The 114-page report noted pervasive influence of the executive in judicial proceedings and structural bias in favour of the prosecution that contributed to a 100 per cent conviction rate in the monitored trials.

“Foremost among the difficulties was the pervasive influence of the executive in matters that are normally the reserved purview of the judiciary. Manifestations of a too-close relationship between the prosecutor and the judge lent credence to suspicions of judicial bias as did the statistics related to motions and sentencing,” the report reads.

Experts thinks that the difficulties in structural independence centre on the appointment and dismissal procedures, tenure, discipline, and access to benefits, interference of the executive, and bias in favour of the prosecution. The presence of Ministry of Interior and, reportedly, KGB personnel at the trials may have influenced the judges, lawyers and, in general, the conduct of the proceedings. Many judges showed patterns that may be interpreted as prosecutorial bias,” the report stresses.

ODIHR notes that the prosecution enjoys a number of legal and procedural powers that are not available to the defence. “These structural differences whereby the prosecutor, rather than the judge, acted as a gatekeeper to defence’s use of experts, searches and compelled testimony translated into an advantage for the prosecution. In fact, many of the monitored cases revealed shortcomings with regard to genuine procedural equality between prosecution and defence, contributing to the 100 percent conviction rate for the prosecutors in the monitored trials.”

“During the monitoring of the trials, significant concerns emerged over the right to the presumption of innocence, raising doubts as to whether the defendants were in fact presumed innocent until proven guilty. Factors contributing to this assessment include the posture of the executive and judicial branches with respect to the trials, the provisions of the criminal and criminal procedure codes themselves, as well as the treatment of the defendants during the trials,” the report reads.

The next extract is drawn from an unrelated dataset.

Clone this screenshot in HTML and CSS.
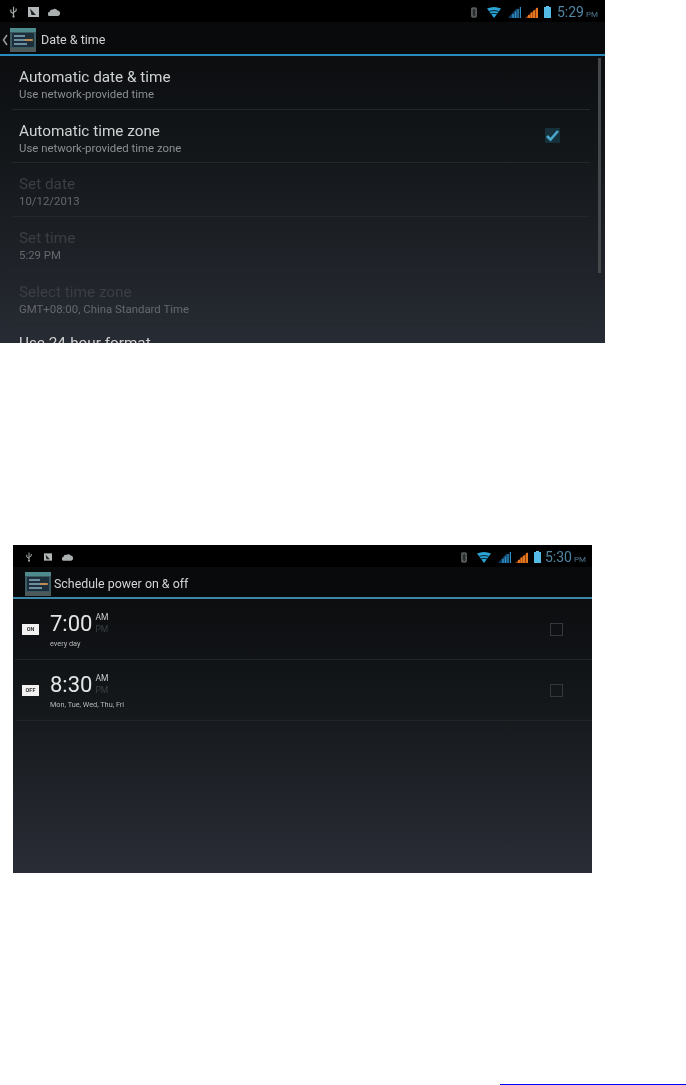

Besides, expert note that judges often failed to follow up allegations that statements were obtained under duress, intimidation, inhuman treatment and possibly torture. Defence motions to exclude evidence based on alleged maltreatment were ignored or denied. Judges relied heavily on written pre-trial witness affidavits instead of oral testimonies, which in many cases deprived defendants of their right to examine witnesses.

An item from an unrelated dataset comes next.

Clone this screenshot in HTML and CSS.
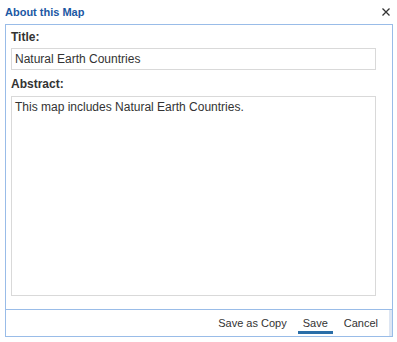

The report notes that the authorities made an effort to ensure the right to a public hearing by allowing access to the trials for members of the public and the media. But the exclusion of some non-governmental observers and the lack of public access to verdicts contradicted public trial standards.

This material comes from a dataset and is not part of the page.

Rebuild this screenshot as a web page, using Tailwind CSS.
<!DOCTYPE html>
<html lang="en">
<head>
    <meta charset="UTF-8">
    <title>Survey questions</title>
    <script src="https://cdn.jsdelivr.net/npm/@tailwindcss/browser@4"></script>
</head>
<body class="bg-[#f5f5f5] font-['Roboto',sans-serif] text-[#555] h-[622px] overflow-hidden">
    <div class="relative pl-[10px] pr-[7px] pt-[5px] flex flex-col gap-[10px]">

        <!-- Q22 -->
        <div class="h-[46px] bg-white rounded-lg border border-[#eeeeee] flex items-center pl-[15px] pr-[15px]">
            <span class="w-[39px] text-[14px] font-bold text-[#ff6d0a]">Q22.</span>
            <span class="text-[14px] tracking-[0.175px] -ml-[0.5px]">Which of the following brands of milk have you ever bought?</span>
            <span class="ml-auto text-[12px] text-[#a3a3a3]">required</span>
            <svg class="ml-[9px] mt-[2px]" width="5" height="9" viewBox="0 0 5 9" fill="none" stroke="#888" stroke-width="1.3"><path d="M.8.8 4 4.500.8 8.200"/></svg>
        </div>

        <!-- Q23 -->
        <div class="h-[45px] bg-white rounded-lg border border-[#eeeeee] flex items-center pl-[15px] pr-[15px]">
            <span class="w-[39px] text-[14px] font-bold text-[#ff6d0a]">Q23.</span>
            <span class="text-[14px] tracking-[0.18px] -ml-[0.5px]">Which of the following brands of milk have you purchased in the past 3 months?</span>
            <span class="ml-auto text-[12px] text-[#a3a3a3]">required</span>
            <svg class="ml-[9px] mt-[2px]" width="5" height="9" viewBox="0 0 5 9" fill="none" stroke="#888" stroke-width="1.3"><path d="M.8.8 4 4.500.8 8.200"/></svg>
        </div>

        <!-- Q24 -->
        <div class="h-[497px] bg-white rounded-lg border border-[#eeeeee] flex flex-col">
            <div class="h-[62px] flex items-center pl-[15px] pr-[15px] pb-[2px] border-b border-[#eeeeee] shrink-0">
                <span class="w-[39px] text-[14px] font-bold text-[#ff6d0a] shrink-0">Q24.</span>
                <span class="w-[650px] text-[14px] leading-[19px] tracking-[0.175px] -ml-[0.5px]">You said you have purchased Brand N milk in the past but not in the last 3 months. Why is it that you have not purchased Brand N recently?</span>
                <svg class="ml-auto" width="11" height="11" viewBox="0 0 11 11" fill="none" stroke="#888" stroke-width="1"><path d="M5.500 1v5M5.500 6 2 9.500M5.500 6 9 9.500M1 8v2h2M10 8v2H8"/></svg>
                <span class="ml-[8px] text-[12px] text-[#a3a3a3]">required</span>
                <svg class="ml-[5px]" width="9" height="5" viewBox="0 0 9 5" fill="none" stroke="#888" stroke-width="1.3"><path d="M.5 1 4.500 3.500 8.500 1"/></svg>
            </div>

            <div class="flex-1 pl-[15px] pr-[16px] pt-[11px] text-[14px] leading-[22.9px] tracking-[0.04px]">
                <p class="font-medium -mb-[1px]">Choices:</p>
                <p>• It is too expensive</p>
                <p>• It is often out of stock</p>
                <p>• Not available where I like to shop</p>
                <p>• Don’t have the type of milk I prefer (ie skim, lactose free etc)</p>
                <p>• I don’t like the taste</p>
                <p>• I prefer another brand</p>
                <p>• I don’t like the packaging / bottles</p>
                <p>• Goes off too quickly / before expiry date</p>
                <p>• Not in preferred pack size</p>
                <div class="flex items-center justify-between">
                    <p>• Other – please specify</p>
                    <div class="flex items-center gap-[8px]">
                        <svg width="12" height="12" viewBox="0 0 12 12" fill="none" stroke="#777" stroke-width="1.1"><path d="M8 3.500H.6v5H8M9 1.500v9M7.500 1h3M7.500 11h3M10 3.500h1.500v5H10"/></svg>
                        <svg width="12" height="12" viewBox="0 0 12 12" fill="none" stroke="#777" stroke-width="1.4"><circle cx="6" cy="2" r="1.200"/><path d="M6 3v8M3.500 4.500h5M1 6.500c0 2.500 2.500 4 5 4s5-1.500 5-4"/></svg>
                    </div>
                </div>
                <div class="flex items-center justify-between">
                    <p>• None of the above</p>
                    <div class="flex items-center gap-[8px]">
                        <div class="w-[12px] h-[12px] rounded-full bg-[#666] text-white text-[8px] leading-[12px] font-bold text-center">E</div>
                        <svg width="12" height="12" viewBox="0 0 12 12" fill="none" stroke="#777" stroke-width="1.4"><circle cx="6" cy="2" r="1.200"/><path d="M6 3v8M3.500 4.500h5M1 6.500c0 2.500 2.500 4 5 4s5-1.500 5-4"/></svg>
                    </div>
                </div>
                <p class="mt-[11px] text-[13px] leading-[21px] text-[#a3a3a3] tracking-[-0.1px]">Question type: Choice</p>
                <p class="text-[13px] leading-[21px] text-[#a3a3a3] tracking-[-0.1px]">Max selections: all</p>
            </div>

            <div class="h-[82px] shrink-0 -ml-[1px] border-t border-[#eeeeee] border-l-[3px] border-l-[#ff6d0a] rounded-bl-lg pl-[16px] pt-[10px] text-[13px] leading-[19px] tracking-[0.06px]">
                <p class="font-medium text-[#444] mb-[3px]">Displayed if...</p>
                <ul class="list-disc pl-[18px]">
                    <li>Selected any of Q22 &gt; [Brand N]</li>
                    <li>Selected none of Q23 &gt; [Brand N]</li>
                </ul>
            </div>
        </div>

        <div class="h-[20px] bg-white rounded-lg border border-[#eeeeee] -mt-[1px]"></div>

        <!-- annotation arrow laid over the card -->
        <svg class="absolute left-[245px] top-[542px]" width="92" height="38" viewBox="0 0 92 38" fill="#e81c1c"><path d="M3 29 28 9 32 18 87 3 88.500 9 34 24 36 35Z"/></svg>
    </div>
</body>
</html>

OSCE experts also stress that though every defendant was represented at trial by counsel, the exercise of this right to defence was hampered by the revocation of licences of some defence counsel, and some lawyers were denied access to their clients for prolonged periods while they were held in the KGB detention centre.

The report includes 33 detailed recommendations on how to address these shortcomings, in particular, to reform and improve the system of judicial self-governance with a view to freeing it from executive/Presidential decision making on issues such as discipline or benefits and bonuses by establishing an independent judicial council for selection, promotion and disciplining of judges; in particular eliminate the power allowing the President to impose any disciplinary measure on any judge without instituting disciplinary proceedings.

It’s also recommended to remove any influence from the executive branch on detention decisions and revamp the lawyer licensing regime and remove the role of the Ministry of Justice in licensing the legal profession.

The OSCE/ODIHR recommends to amend Criminal Procedure Code provisions related to detention so as to provide that judges, and not prosecutors, render detention decisions in the first instance; conduct hearings regarding detention on remand and make such hearings open and the defendant’s participation mandatory; remove provisions that permit detention based solely on the gravity of the charge.

Experts recommend to amend the CPC obliging prosecution to deliver all exculpatory evidence in its possession – not only that which will be included in the file – to the defence, with clearly and narrowly defined exceptions (matters of state security, witness protection, etc.) Judges should oversee the redaction of sensitive material and ensure that the remainder is delivered to the defence.

Experts urge to take additional steps to eliminate prosecutorial bias, and in particular, eliminate the practice whereby the trial judge is exposed to the entire prosecutor’s case file, particularly the evidence, prior to the beginning of the trial.

It is also recommended to amend the CPC to permit only judges to authorize wiretapping and similar investigative measures that violate privacy and compel the in-court testimony of important witnesses, especially those deemed necessary by the defence, as a means of safeguarding the right to confrontation. If their attendance cannot be compelled, remove their affidavit from the case. The OSCE also calls to eliminate the practice of keeping defendants in cages during the trial.

The full version of the OSCE/ODIHR report is available on the OSCE website.